Substrate Connectivity Effects in the Transition State for Cytidine Deaminase

Abstract

The binding properties of substrates and competitive inhibitors of Escherichia coli cytidine deaminase are compared with those of the fragments obtained by cutting these ligands at several positions including the glycosidic bond. In contrast with the normal substrate cytidine (k_cat/K_m = 2.6 × 10⁶ M^-1 s^-1), cytosine is found to serve as an extremely slow substrate (k_cat/K_m = 1.8 × 10^-3 M^-1 s^-1), despite the ability of cytosine to enter any active site that can accommodate the normal substrate cytidine. Spontaneous nonenzymatic deamination proceeds at similar rates for cytosine and cytidine at pH 7 and 25 °C, indicating that substituent ribose exerts little effect on the intrinsic reactivity of cytidine in solution. Dividing k_non by k_cat/K_m, the maximal K_d value of the enzyme's complex with the altered substrate in the transition state is estimated as 6.1 × 10^-8 M for cytosine, very much higher than the value (1.2 × 10^-16 M) estimated for cytidine. The K_d value of ribofuranose, the missing substituent, is roughly 1.8 × 10^-2 M, as indicated by the K_i values of d-ribose and 1-methyl-d-ribofuranoside as competitive inhibitors. Thus, the free energy of binding of the altered substrate in the transition state is 9.5 kcal/mol more favorable for the whole molecule cytidine than for the sum of those of its parts, cytosine plus ribofuranose.
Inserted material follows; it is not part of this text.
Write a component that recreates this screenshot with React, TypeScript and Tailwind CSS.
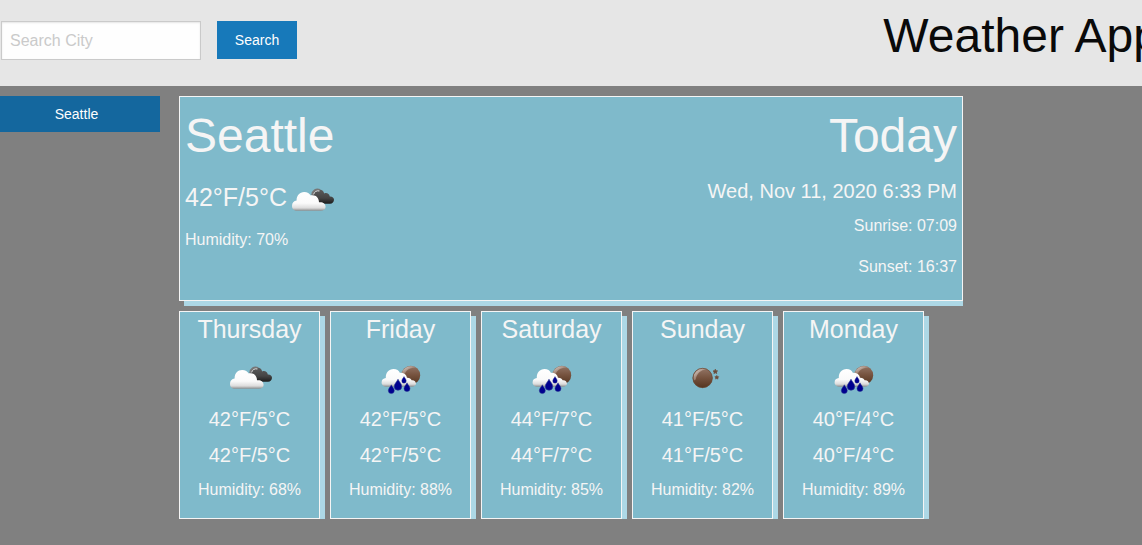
import React from "react";

type IconKind = "clouds" | "rain" | "clear";

interface Forecast {
  day: string;
  icon: IconKind;
  high: string;
  low: string;
  humidity: number;
}

const forecasts: Forecast[] = [
  { day: "Thursday", icon: "clouds", high: "42°F/5°C", low: "42°F/5°C", humidity: 68 },
  { day: "Friday", icon: "rain", high: "42°F/5°C", low: "42°F/5°C", humidity: 88 },
  { day: "Saturday", icon: "rain", high: "44°F/7°C", low: "44°F/7°C", humidity: 85 },
  { day: "Sunday", icon: "clear", high: "41°F/5°C", low: "41°F/5°C", humidity: 82 },
  { day: "Monday", icon: "rain", high: "40°F/4°C", low: "40°F/4°C", humidity: 89 },
];

function IconGradients() {
  return (
    <svg className="absolute h-0 w-0" aria-hidden="true">
      <defs>
        <linearGradient id="cloud-light" x1="0" y1="0" x2="0" y2="1">
          <stop offset="0" stopColor="#ffffff" />
          <stop offset="0.6" stopColor="#fafafa" />
          <stop offset="0.85" stopColor="#dcdcdc" />
          <stop offset="1" stopColor="#8c8c8c" />
        </linearGradient>
        <linearGradient id="cloud-dark" x1="0" y1="0" x2="0" y2="1">
          <stop offset="0" stopColor="#5c5c5c" />
          <stop offset="0.6" stopColor="#444444" />
          <stop offset="1" stopColor="#1c1c1c" />
        </linearGradient>
        <linearGradient id="moon" x1="0" y1="0" x2="0" y2="1">
          <stop offset="0" stopColor="#937566" />
          <stop offset="0.5" stopColor="#75523e" />
          <stop offset="1" stopColor="#54341f" />
        </linearGradient>
        <linearGradient id="moon-shine" x1="0" y1="0" x2="1" y2="1">
          <stop offset="0" stopColor="#f2ece8" />
          <stop offset="0.5" stopColor="#b39c8f" stopOpacity="0.6" />
          <stop offset="1" stopColor="#6f4c35" stopOpacity="0" />
        </linearGradient>
      </defs>
    </svg>
  );
}

function Drop({ x, y, s }: { x: number; y: number; s: number }) {
  return (
    <path
      transform={`translate(${x} ${y}) scale(${s})`}
      d="M0-4.6C.8-2.6 3-1 3 1.2A3 3 0 0 1-3 1.2C-3-1-.8-2.6 0-4.6Z"
      fill="#00008f"
      stroke="#2a3890"
      strokeWidth="0.5"
    />
  );
}

function WeatherIcon({ kind, className = "" }: { kind: IconKind; className?: string }) {
  return (
    <svg viewBox="0 0 50 50" className={`h-[50px] w-[50px] shrink-0 ${className}`} role="img" aria-label={kind}>
      {kind === "clouds" && (
        <>
          <path
            d="M25 20C25 15 28 12 32 12.6C34.8 12.6 36.6 14.2 37.2 16.4C39.8 15.4 42.4 16.8 42.8 19.4C45.2 19.2 47 20.6 47 22.8C47 25 45.4 26.8 43 26.8H29Z"
            fill="url(#cloud-dark)"
          />
          <path d="M25.2 18C25.6 13.8 29 11.6 32.8 13" fill="none" stroke="#777" strokeWidth="2" />
          <path d="M26.6 17.4C27.2 14.8 29.8 13.2 32.4 14" fill="none" stroke="#eee" strokeWidth="0.9" />
          <path
            d="M10 33.8C7 33.8 5 31.8 5 28.9C5 26 6.8 24 9.6 23.6C9.4 18.4 12.6 14.9 17.2 14.9C20.4 14.9 22.6 16.3 23.8 18.6C27.8 17.2 32 20.2 32 25.3C35.8 24.7 38.6 26.8 38.6 29.8C38.6 32.2 36.6 33.8 33.8 33.8Z"
            fill="url(#cloud-light)"
          />
        </>
      )}
      {kind === "rain" && (
        <>
          <circle cx="34.8" cy="20.2" r="9.4" fill="url(#moon)" />
          <path d="M25.6 19A9.4 9.4 0 0 1 40 12.8C35 12.2 29.8 14.6 28.6 20Z" fill="url(#moon-shine)" />
          <path
            d="M11 31.8C8 31.8 5.6 30 5.6 27.4C5.6 24.6 7.4 23.2 9.8 23C9.6 17.6 12.8 14 17.6 14C20.8 14 22.8 15.6 24 18C27.6 17.2 30.4 19.6 31 22.8C33.2 22.6 35 23.6 35.6 25.2C38.2 24.8 40 26.6 40 28.6C40 30.6 38.4 31.8 36 31.8Z"
            fill="url(#cloud-light)"
          />
          <Drop x={15.3} y={34.4} s={1} />
          <Drop x={22} y={30} s={1.25} />
          <Drop x={28} y={25} s={0.75} />
          <Drop x={31} y={32.4} s={1} />
        </>
      )}
      {kind === "clear" && (
        <>
          <circle cx="24.6" cy="23" r="10" fill="url(#moon)" />
          <path
            d="M16 25.5A9 9 0 0 1 28.4 14.6C23 15 18.6 18.5 17.8 24.5Z"
            fill="url(#moon-shine)"
          />
          <circle cx="24.6" cy="23" r="9.7" fill="none" stroke="#6a4a38" strokeWidth="0.7" />
          <path d="M37.3 14.2L38 15.7L39.6 15.9L38.4 17L38.7 18.6L37.3 17.8L35.9 18.6L36.2 17L35 15.9L36.6 15.7Z" fill="#6b4a38" stroke="#6b4a38" strokeWidth="0.7" />
          <path d="M38.8 20.4L39.4 21.6L40.8 21.8L39.8 22.8L40 24.1L38.8 23.5L37.6 24.1L37.8 22.8L36.8 21.8L38.2 21.6Z" fill="#6b4a38" stroke="#6b4a38" strokeWidth="0.6" />
        </>
      )}
    </svg>
  );
}

function ForecastCard({ day, icon, high, low, humidity }: Forecast) {
  return (
    <article className="flex w-[141px] flex-col items-center border border-[#f5f5f5] bg-[#7fbacb] pb-[15px] shadow-[5px_5px_0_0_#add8e6]">
      <h4 className="mb-2 text-[25px] leading-[35px]">{day}</h4>
      <WeatherIcon kind={icon} />
      <h5 className="mb-2 text-xl leading-7">{high}</h5>
      <h5 className="mb-2 text-xl leading-7">{low}</h5>
      <p className="text-base leading-[26px]">Humidity: {humidity}%</p>
    </article>
  );
}

export default function App() {
  return (
    <div className="min-h-screen overflow-hidden bg-[#808080] font-['Liberation_Sans',Arial,sans-serif] text-[#f5f5f5]">
      <IconGradients />
      <header className="flex h-[86px] items-start justify-between bg-[#e6e6e6]">
        <form className="flex items-start gap-4 pt-[21px] pl-px" onSubmit={(e) => e.preventDefault()}>
          <input
            type="text"
            aria-label="Search City"
            placeholder="Search City"
            className="h-[39px] w-[200px] border border-[#cacaca] bg-[#fefefe] px-2 text-base text-[#0a0a0a] shadow-[inset_0_1px_2px_rgba(10,10,10,0.1)] placeholder:text-[#cacaca]"
          />
          <button type="submit" className="h-[38px] w-20 bg-[#1779ba] text-sm text-[#fefefe]">
            Search
          </button>
        </form>
        <h1 className="-mr-[18px] pt-[2px] text-5xl leading-[67px] whitespace-nowrap text-[#0a0a0a]">Weather App</h1>
      </header>

      <div className="grid grid-cols-[160px_minmax(0,1fr)_160px] gap-x-[19px] pt-2.5">
        <nav aria-label="Recent cities">
          <button type="button" className="h-9 w-full bg-[#14679e] pr-[7px] text-sm text-[#fefefe]">
            Seattle
          </button>
        </nav>

        <main>
          <div className="overflow-hidden pb-[5px]">
            <section className="flex justify-between border border-[#f5f5f5] bg-[#7fbacb] p-[5px] shadow-[5px_5px_0_0_#add8e6]">
              <div>
                <h1 className="mb-2 text-5xl leading-[67px]">Seattle</h1>
                <div className="mb-2 flex h-[42px] items-start">
                  <h4 className="text-[25px] leading-10">42°F/5°C</h4>
                  <WeatherIcon kind="clouds" />
                </div>
                <p className="text-base leading-[26px]">Humidity: 70%</p>
              </div>
              <div className="text-right">
                <h1 className="mb-2 text-5xl leading-[67px]">Today</h1>
                <h5 className="mb-2 text-xl leading-7">Wed, Nov 11, 2020 6:33 PM</h5>
                <p className="mb-[15px] text-base leading-[26px]">Sunrise: 07:09</p>
                <p className="mb-[15px] text-base leading-[26px]">Sunset: 16:37</p>
              </div>
            </section>
          </div>

          <div className="mt-[5px] flex flex-wrap gap-2.5 overflow-hidden">
            {forecasts.map((f) => (
              <ForecastCard key={f.day} {...f} />
            ))}
          </div>
        </main>
      </div>
    </div>
  );
}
As a separate molecule, however, ribose shows no detectable effect on the enzyme's activity on cytosine. Connectivity effects of similar magnitude are indicated by the equilibrium binding affinities of inhibitors. Thus, the K_i value of the transition state analogue inhibitor zebularine hydrate (1.2 × 10^-12 M) is very much lower than the combined affinities of N-ribofuranosylurea (1.6 × 10^-4 M) and allyl alcohol (0.14 M), indicating that the glycoside bond, by its presence, exerts a connectivity effect of 9.9 kcal/mol on the observed free energy of binding.